Paddy Lewis (1928-2011)Paddy was a senior lawman of the Walpiri tribe and custodian of Mina Mina Lakes located more than 400 km north west of Alice Springs and west of Mt Doreen and Yuendumu in the Northern Territory.
Paddy Lewis Japanangka was also the father of highly acclaimed artist Dorothy Napangardi (whose work is represented in the collection of our national gallery).
Like many Indigenous Elders, Paddy was sight restricted for many years. After a successful government sponsored operation, he asked for a “painting stick” and began the most important body of work of his lifetime.
In 2008, Trevor Victor Harvey Gallery in Sydney curated Paddy Lewis Japanangka’s first solo show of important lifetime works. This is significant when considering that an academic paper will be published on this exhibition, with the publication to be headed by highly acclaimed author, Susan McCulloch. Paddy has been included in a number of international shows and in many important private collections. He was a part of the Warlukurlangu project, which resulted in the Yuendumu doors collections that is now an international touring exhibition.

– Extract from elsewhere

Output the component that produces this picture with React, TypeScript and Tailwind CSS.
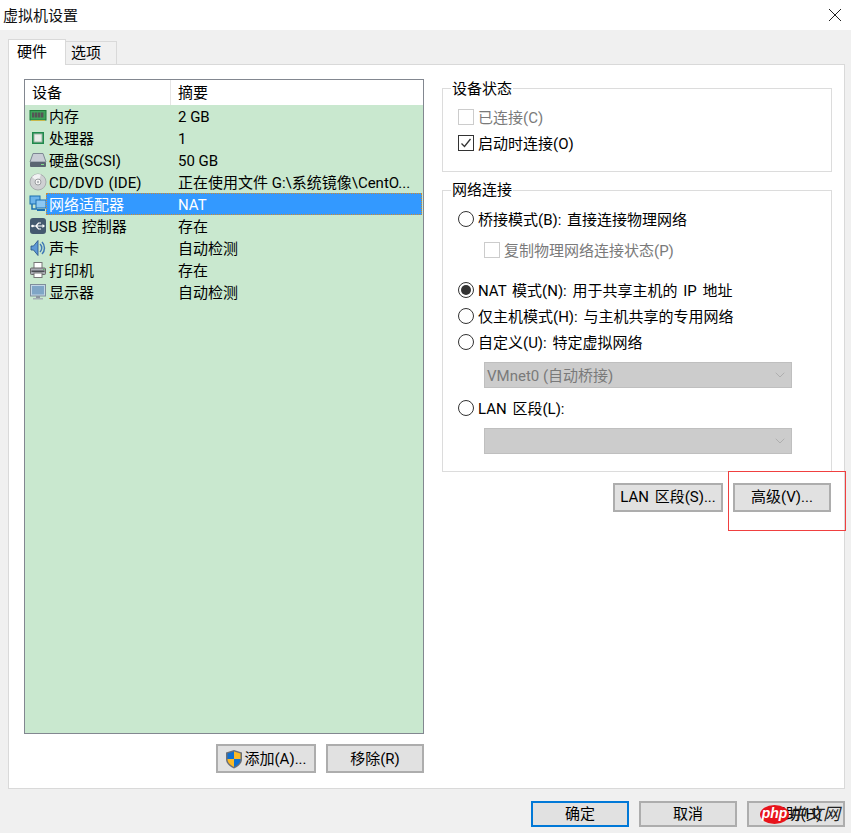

The country associated with this Jukurrpa is Mina Mina, a place far to the west of Yuendumu, which is significant to Napangardi/Napanangka women and Japangardi/Japanangka men. All of them are the custodians of the Jukurrpa that created the area. The Jukurrpa story tells of the journey of a group of women of all ages who travelled to the east gathering food, collecting ‘ngalyipi’ (snake vine [Tinospora smilacina]) and performing ceremonies as they travelled. The women began their journey at Mina Mina where ‘karlangu’ (digging sticks) emerged from the ground. Taking these implements the women travelled east creating Janyinki and other sites. Their journey took them far to the east beyond the boundaries of Warlpiri country. The ‘ngalyipi’ vine grows up the trunks and limbs of the ‘kurrkara’ (desert oak [Allocasuarina decaisneana]) trees. ‘Ngalyipi’ is a sacred vine to Napangardi and Napanangka women that has many uses. It can be used as a ceremonial wrap, as a strap to carry ‘parrajas’ (wooden bowls} that are laden with bush tucker and as a tourniquet for headaches.